Section 8. Investments
Any funds of the Corporation not immediately required for the purpose of the Corporation may be invested only in obligations of the United States Government or maintained in accounts or other instruments that are insured by the Federal Deposit Insurance Corporation. They may not be loaned to or invested with an Officer, Director, or Member of the Corporation, or to or with any other person, agency, or government instrumentality.
Section 9. Account Reviews
The accounts of the Corporation shall be reviewed annually or bi-annually by a method to be specified by the Board of Directors. The report of this review is to be presented at the Annual Membership Meeting of the Members. The reviewer shall not be an Officer, Director, or Member of the Corporation.

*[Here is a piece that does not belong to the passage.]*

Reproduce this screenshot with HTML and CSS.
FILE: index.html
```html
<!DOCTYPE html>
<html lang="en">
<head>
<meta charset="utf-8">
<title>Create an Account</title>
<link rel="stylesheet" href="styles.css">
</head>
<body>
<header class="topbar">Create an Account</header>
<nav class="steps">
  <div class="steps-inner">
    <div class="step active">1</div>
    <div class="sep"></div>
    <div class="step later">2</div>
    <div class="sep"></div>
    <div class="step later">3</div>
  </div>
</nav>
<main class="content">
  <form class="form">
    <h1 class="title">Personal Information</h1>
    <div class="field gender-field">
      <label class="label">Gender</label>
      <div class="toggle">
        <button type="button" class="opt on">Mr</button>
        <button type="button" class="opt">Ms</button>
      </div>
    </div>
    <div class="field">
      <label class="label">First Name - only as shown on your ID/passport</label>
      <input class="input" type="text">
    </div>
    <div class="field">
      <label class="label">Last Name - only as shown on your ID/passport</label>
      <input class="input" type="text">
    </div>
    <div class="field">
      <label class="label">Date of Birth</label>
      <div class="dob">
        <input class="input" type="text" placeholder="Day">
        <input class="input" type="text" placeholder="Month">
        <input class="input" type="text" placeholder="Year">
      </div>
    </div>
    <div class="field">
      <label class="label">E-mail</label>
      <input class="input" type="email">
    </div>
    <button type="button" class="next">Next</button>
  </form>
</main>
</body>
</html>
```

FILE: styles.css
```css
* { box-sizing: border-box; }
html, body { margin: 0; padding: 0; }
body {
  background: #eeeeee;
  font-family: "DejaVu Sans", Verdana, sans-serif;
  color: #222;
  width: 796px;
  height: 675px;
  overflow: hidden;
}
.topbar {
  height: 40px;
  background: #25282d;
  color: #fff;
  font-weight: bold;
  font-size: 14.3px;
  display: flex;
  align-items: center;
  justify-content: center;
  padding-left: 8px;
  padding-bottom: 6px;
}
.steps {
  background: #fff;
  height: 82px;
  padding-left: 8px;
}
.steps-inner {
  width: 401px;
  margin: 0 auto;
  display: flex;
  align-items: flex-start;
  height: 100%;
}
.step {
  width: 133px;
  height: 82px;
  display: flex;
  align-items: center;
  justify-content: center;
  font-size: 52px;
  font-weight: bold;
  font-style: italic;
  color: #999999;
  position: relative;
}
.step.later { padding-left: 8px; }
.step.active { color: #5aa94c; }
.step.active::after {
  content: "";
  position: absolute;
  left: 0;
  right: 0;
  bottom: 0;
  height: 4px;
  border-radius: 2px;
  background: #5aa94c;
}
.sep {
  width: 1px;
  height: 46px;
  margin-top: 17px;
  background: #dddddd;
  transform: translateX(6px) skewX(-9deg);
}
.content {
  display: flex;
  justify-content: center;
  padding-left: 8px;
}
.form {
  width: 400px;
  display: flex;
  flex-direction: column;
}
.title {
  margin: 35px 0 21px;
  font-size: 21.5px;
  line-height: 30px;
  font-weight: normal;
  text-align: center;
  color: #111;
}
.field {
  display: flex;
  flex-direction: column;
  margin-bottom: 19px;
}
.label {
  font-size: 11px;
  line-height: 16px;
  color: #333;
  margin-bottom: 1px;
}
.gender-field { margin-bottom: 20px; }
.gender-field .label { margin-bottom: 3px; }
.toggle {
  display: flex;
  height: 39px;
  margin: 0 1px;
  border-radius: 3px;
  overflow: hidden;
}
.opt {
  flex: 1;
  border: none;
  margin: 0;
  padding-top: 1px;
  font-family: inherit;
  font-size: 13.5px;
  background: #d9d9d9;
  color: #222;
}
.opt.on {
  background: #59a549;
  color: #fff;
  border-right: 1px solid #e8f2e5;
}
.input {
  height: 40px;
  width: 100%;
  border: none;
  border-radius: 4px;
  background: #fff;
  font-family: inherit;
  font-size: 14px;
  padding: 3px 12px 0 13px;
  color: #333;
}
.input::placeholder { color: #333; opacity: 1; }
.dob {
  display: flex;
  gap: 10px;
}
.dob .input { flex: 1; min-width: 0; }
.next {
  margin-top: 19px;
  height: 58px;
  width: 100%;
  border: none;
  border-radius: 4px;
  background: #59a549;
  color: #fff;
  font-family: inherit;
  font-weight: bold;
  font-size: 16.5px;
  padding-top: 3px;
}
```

ARTICLE XI | Amendments to the By-Laws
Section 1. Amendments by Board of Directors
Amendments to these By-Laws may be adopted by the affirmative vote of two-thirds of the Directors present at a duly held meeting of the Board of Directors. Such amendments shall be effective thirty (30) days after adoption, and shall remain effective unless rejected by a majority vote of the Members present at the next duly held meeting of the Members of the Corporation. All Members shall be notified in writing of such amendments by the Secretary within ten (10) days after adoption by the Board of Directors.

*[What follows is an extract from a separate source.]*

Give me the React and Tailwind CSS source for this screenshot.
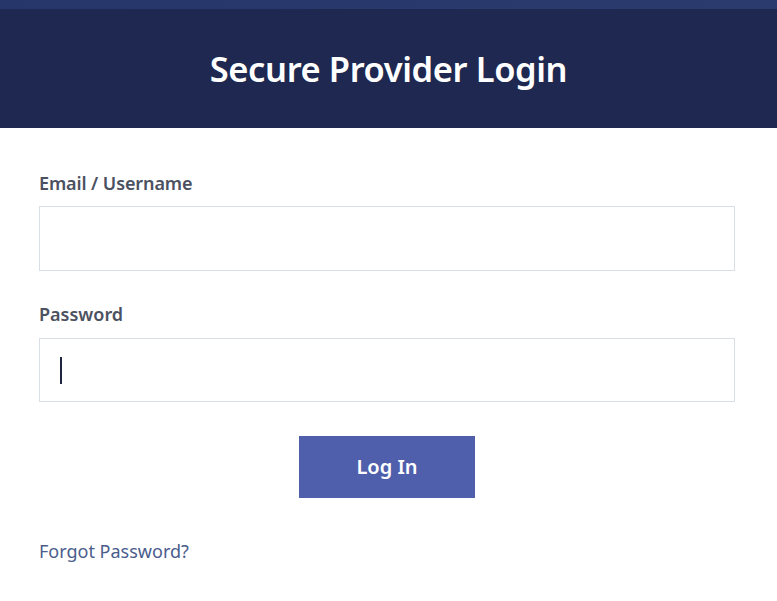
export default function App() {
  return (
    <div className="w-[777px] h-[601px] bg-white overflow-hidden" style={{ fontFamily: '"Noto Sans", "Open Sans", sans-serif' }}>
      <div className="h-[9px] bg-gradient-to-r from-[#27366a] to-[#2c3b6e]" />
      <div className="h-[119px] bg-[#1e2850] flex items-center justify-center">
        <h1 className="text-[34.5px] font-semibold text-white leading-none tracking-[-0.4px] mt-[2px]">Secure Provider Login</h1>
      </div>
      <div className="px-[39px] pt-[43px]">
        <label className="block text-[18px] font-semibold text-[#4b5160] leading-[24px] tracking-[-0.1px]">Email / Username</label>
        <input className="mt-[11px] block w-[696px] h-[65px] border border-[#d9dfe4] outline-none px-4" />
        <label className="block mt-[31px] text-[18px] font-semibold text-[#4b5160] leading-[24px]">Password</label>
        <div className="mt-[12px] w-[696px] h-[64px] border border-[#d9dfe4] flex items-center pl-[20px]">
          <div className="w-[2px] h-[27px] bg-[#1e2540]" />
        </div>
        <div className="mt-[34px] w-[696px] flex justify-center">
          <button className="w-[176px] h-[62px] bg-[#4f5fab] text-white text-[20px] font-semibold">Log In</button>
        </div>
        <a className="block mt-[41px] text-[18px] text-[#4a5d8c] leading-[24px]">Forgot Password?</a>
      </div>
    </div>
  );
}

Section 2. Amendments by Members
Amendments to these By-Laws may be adopted by the affirmative vote of a majority of the voting Members present at a duly held meeting of the Members of the Corporation after advance notice has been given to the Members of changes to the By-Laws which will be considered at the meeting.

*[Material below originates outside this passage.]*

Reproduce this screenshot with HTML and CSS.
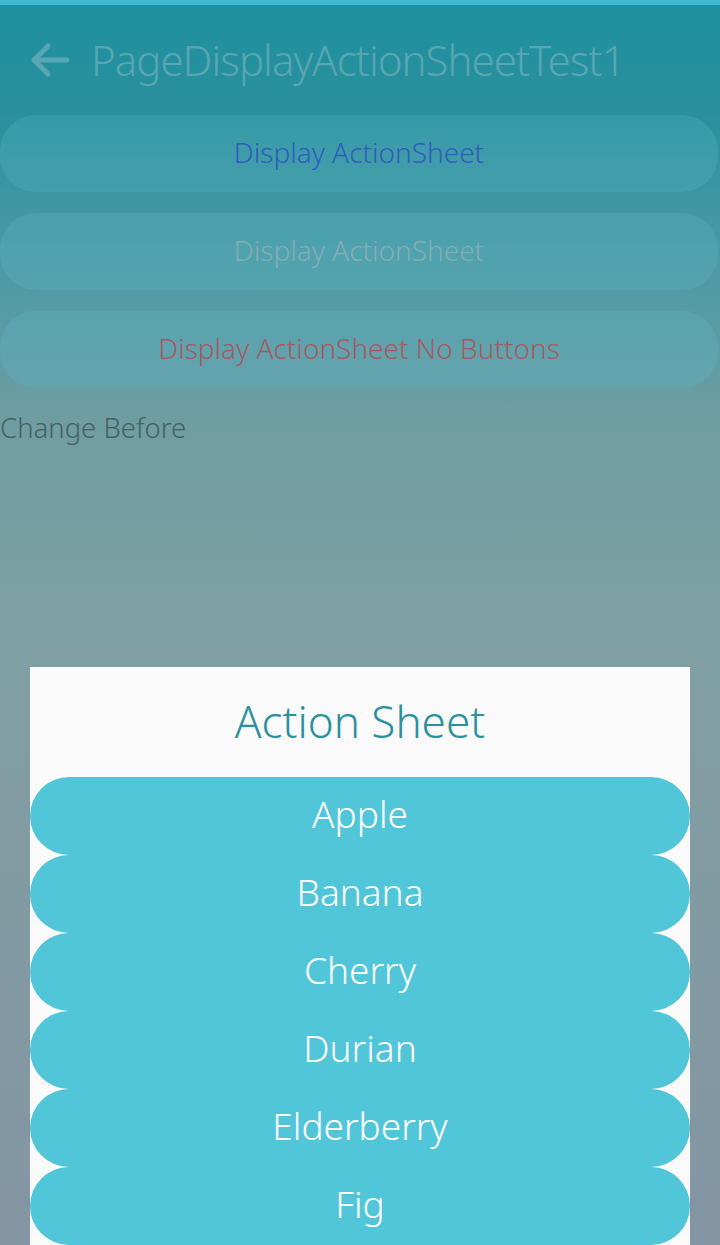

ARTICLE XII | General Provisions
Section 1. Conformity with Laws and Charter
All powers, authority, duties, and functions of the Members, Directors, Officers, and employees of the Corporation shall be exercised in strict conformity with applicable provisions of the laws and regulations and of the Charter and By-Laws of the Corporation.
Section 2. Removal of Directors or Officers by Membership
Any Director or Officer of the Corporation may be removed from office as a Director and/or as an Officer by the affirmative vote of a majority of the entire record membership at a duly held special meeting called for the purpose, but only after an opportunity has been given him to be heard.
Section 3. Temporary Designation of Officers
When any Officer is absent or otherwise unable to perform the duties of his Office, the Board of Directors may, by resolution, designate another Director to act temporarily in his place.
Section 4. Recording of Meet
Returns of elections and proceedings of all meetings of the Board of Directors and members shall be recorded in the minute books.
Section 5. No Compensation for Directors or Officers
No Officer or Director of this Corporation shall receive any compensation or salary for services rendered this Corporation as an Officer or Director.
Section 6. Effectiveness of By-Laws
These By-Laws shall become effective immediately upon approval of the Board of Directors and shall remain in effect until amended in accordance with provisions contained Herein.